Joseph Macleod? Listen to Britain? A wartime BBC announcer who had to disguise his Marxist poetry in the 1940s with another name – Adam Drinan. He needn’t have bothered writing under a pen name, and later on didn’t. This briefly acclaimed poet burst on the scene with the only Marxist inflected meditation on the zodiac ever written. Macleod is like that. It, and what followed, is one of the most astonishing bodies of poetry written by a British, or even Scottish poet in the 20th century.
The self-effacing drills of Broadcasting House have never had more to answer for than this. And its rediscovery is more than a revelation. It changes things.
When in 1930 Faber published The Ecliptic, it must have seemed that they had the three leading local modernists: Eliot, Pound and Macleod. But, it was not to be. Macleod saw his second book rejected, and vanished from the scene. But, culture changed direction, and Macleod’s poetry fell into a bizarre public neglect from which this new selection is set to save him. His more successful career in avant-garde theatre can only be recaptured by an act of the imagination. From among the wealth of manuscripts in the National Library of Scotland, we recover Foray of Centaurs, his intended second book, a satiric narrative in mythical form which is conceived in term of movement and dance.

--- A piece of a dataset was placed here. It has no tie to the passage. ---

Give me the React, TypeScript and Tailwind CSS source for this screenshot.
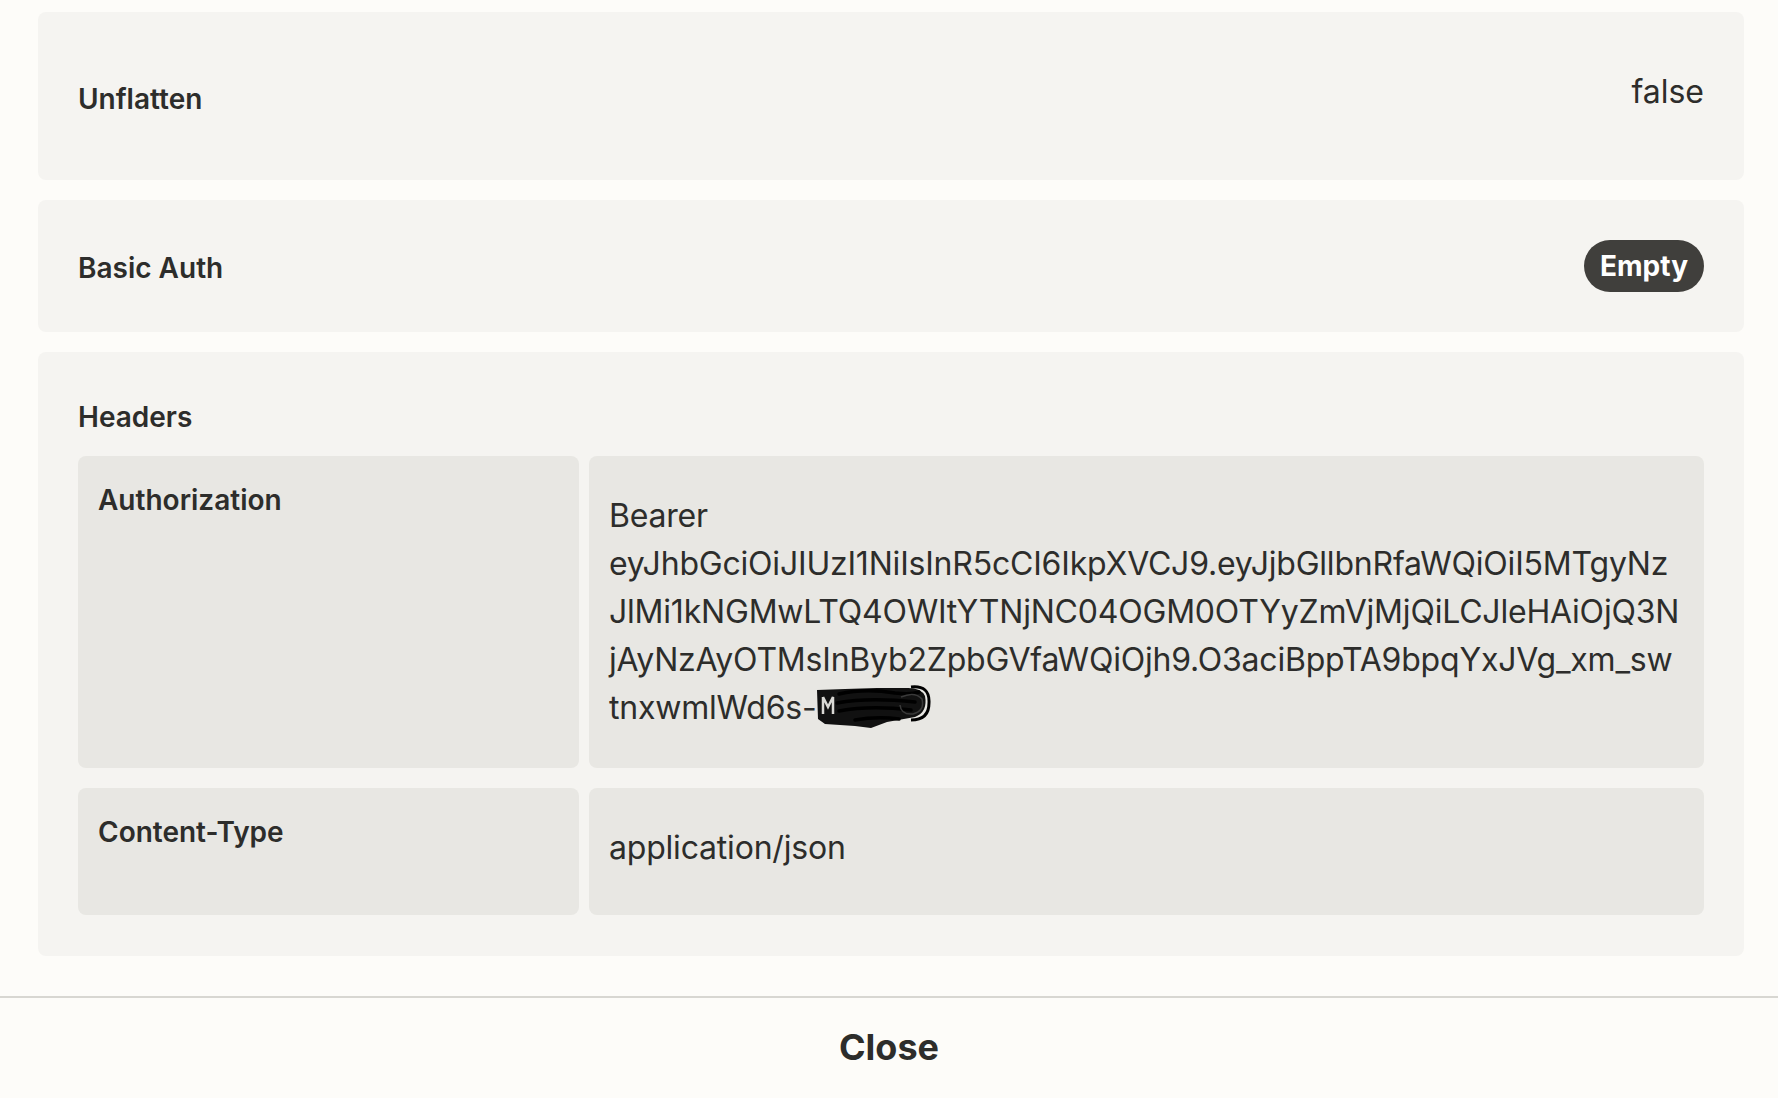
import React from 'react'

const TOKEN_LINES = [
  'Bearer',
  'eyJhbGciOiJIUzI1NiIsInR5cCI6IkpXVCJ9.eyJjbGllbnRfaWQiOiI5MTgyNz',
  'JlMi1kNGMwLTQ4OWItYTNjNC04OGM0OTYyZmVjMjQiLCJleHAiOjQ3N',
  'jAyNzAyOTMsInByb2ZpbGVfaWQiOjh9.O3aciBppTA9bpqYxJVg_xm_sw',
]

// hand-drawn redaction over the end of the token
function Scribble() {
  return (
    <svg width="116" height="46" viewBox="0 0 116 46" className="inline-block align-middle -mt-[6px] -ml-[2px]">
      <path d="M2 6 L30 5 L62 4 L90 4 Q106 3 110 12 Q113 28 100 33 L72 38 L56 44 L40 42 L10 40 L3 35 Z" fill="#111" />
      <path d="M8 13 L8 30 M8 13 L13 23 L18 13 L18 30" stroke="#d9d8d4" strokeWidth="2.5" fill="none" />
      <path d="M24 10 Q50 4 80 9 Q96 11 104 8 M22 19 Q54 13 100 18 M24 27 Q56 21 96 26 M40 36 Q62 32 84 35" stroke="#000" strokeWidth="3.5" fill="none" strokeLinecap="round" />
      <path d="M86 13 Q100 7 107 15 Q110 27 98 30 Q86 31 85 21" stroke="#3a3a3a" strokeWidth="1.5" fill="none" />
      <path d="M96 3 Q115 1 114 19 Q114 36 96 36" stroke="#000" strokeWidth="3" fill="none" />
    </svg>
  )
}

function KeyCell({ children }: { children: React.ReactNode }) {
  return (
    <div className="bg-[#e8e7e3] rounded-[8px] px-[20px] pt-[23px] text-[28px] leading-[42px] font-semibold">
      {children}
    </div>
  )
}

function ValueCell({ children, extra }: { children: React.ReactNode; extra?: string }) {
  return (
    <div className={`bg-[#e8e7e3] rounded-[8px] pl-[20px] pr-[20px] py-[36px] flex items-center text-[32px] leading-[48px] tracking-[-0.2px] ${extra ?? ''}`}>
      <div className="whitespace-nowrap">{children}</div>
    </div>
  )
}

export default function App() {
  return (
    <div
      className="h-[1098px] w-full overflow-hidden bg-[#fdfcf9] text-[#2d2d2b] flex flex-col"
      style={{ fontFamily: 'Inter, "Noto Sans", sans-serif' }}
    >
      <div className="flex-1 pt-[12px] pl-[38px] pr-[34px] flex flex-col gap-[20px]">
        <div className="h-[168px] bg-[#f5f4f1] rounded-[8px] px-[40px] flex items-center justify-between">
          <span className="text-[28px] leading-[42px] font-semibold mt-[5px]">Unflatten</span>
          <span className="text-[32px] leading-[48px] mb-[9px]">false</span>
        </div>

        <div className="h-[132px] bg-[#f5f4f1] rounded-[8px] px-[40px] flex items-center justify-between">
          <span className="text-[28px] leading-[42px] font-semibold mt-[4px]">Basic Auth</span>
          <span className="h-[52px] px-[16px] rounded-full bg-[#403f3c] text-white text-[28px] font-bold flex items-center">
            Empty
          </span>
        </div>

        <div className="bg-[#f5f4f1] rounded-[8px] px-[40px] pt-[44px] pb-[41px]">
          <div className="text-[28px] leading-[42px] font-semibold">Headers</div>
          <div className="mt-[18px] grid grid-cols-[501px_1fr] gap-x-[10px] gap-y-[20px]">
            <KeyCell>Authorization</KeyCell>
            <ValueCell>
              {TOKEN_LINES.map((l) => (
                <div key={l}>{l}</div>
              ))}
              <div>
                tnxwmlWd6s-
                <Scribble />
              </div>
            </ValueCell>
            <KeyCell>Content-Type</KeyCell>
            <ValueCell extra="pt-[36px] pb-[43px]">application/json</ValueCell>
          </div>
        </div>
      </div>

      <div className="h-[102px] border-t-2 border-[#d8d7d2] flex items-center justify-center pb-[2px]">
        <span className="text-[36px] font-bold leading-none">Close</span>
      </div>
    </div>
  )
}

We also recover part of Script from Norway, his 1953 dialogue-poem about a documentary film crew where the politics of the image gradually takes over from the ostensible subject. He published another seven volumes: There is a vast corpus of work to explore. This is a substantial selection, made by his editor Andrew Duncan who, in a superb essay-length introduction to Macleod, places him in that curious intersection between his poetic genius and his context.
The history of mid-century poetry will have to be rewritten with Macleod’s emergence from the crypt where the most intelligent work has been hidden. Listen to Macleod. No verbal music will feel quite the same again.